The plot, though at times can feel scantily structured, mostly follows Batman being pushed into increasingly complex situations due to the Riddlers trappings. Batman seemingly becoming the specific target of the Riddler. Pushing Bruce to see how far he’s willing to go, but also in an attempt to illustrate to him the futility of his efforts. That no matter what, there will be systemic failings and collateral damage. It’s a familiar well of dramatic and moral complexity for the character that can begin to feel as though it’s run dry. We have all become too overtly familiar with this character due to its constant pop cultural mainstay, and any major shake up in the formula feels hard to imagine.

There’s something to be said regarding the coda that closes this film and signifies this characters growth, namely because it’s the same exact one that closes 2008’s The Dark Knight. 15 years later and yet this film has little more to offer beneath it’s mask outside of needing to “become a symbol”, but it feels as though this character’s pitfalls are built in to its very identity. The same way Spiderman must chose between being a hero and having time for his personal life, it’s a built in, simplistic aim at imbuing human drama into their crime fighting endeavors and I can’t help but roll my eyes a bit at it here. I will give credit to Pattinson though, for bringing some life to this characterization. It does feel as though you have a better handle on Bruce and so the plot beats and character arcs land better. The Se7en/Zodiac comparisons however, are describing the set dressing, the aesthetic flourish contained in the film. But missing is the blistering, bleak miasma so exacting, cruel and acid dipped that is Fincher’s oeuvre. What they mean is that it rains a lot, and The Riddler sends letters with cryptographs on them.

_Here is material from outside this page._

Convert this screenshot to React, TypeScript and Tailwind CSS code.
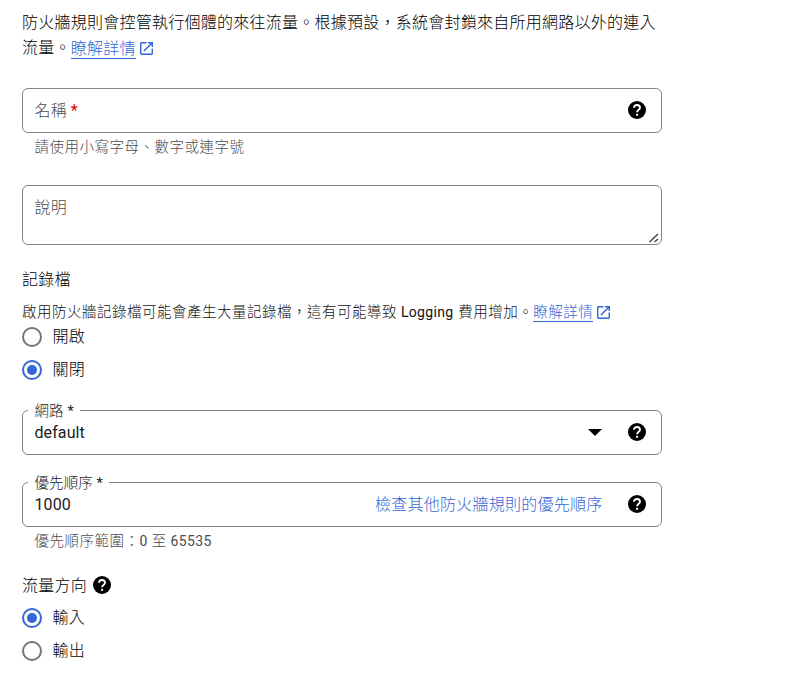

The real reason to watch this, for my money, is the cast, who are stellar. Particularly happy about Jeffrey Wright as Gordon, who always delivers inspired performances. His grizzled under-breath intoned exhausted performance stood out, as did Colin Farrell’s manic, boisterous performance. Turturro works well as creepy and commanding, but his storyline exhausts, yet seems sadly needed as an attempt to humanize Catwoman (which it mostly fails at.) Let alone whatever that Russian roommate kidnapping subplot was. But on that front who cares, Kravitz certainly makes what she can of it and is inherently watchable as Selina Kyle.

It should be unsurprising that I have plot complaints, that the film is overstuffed with too many villains, that the third act falls apart a bit— it is a comic book movie after all. But this one has offerings of a great cast of actors, some interesting cinematography, effortful set-pieces, and well, it’s a Batman movie. You knew exactly what it was gonna be before you hit play, and maybe that’s part of the problem.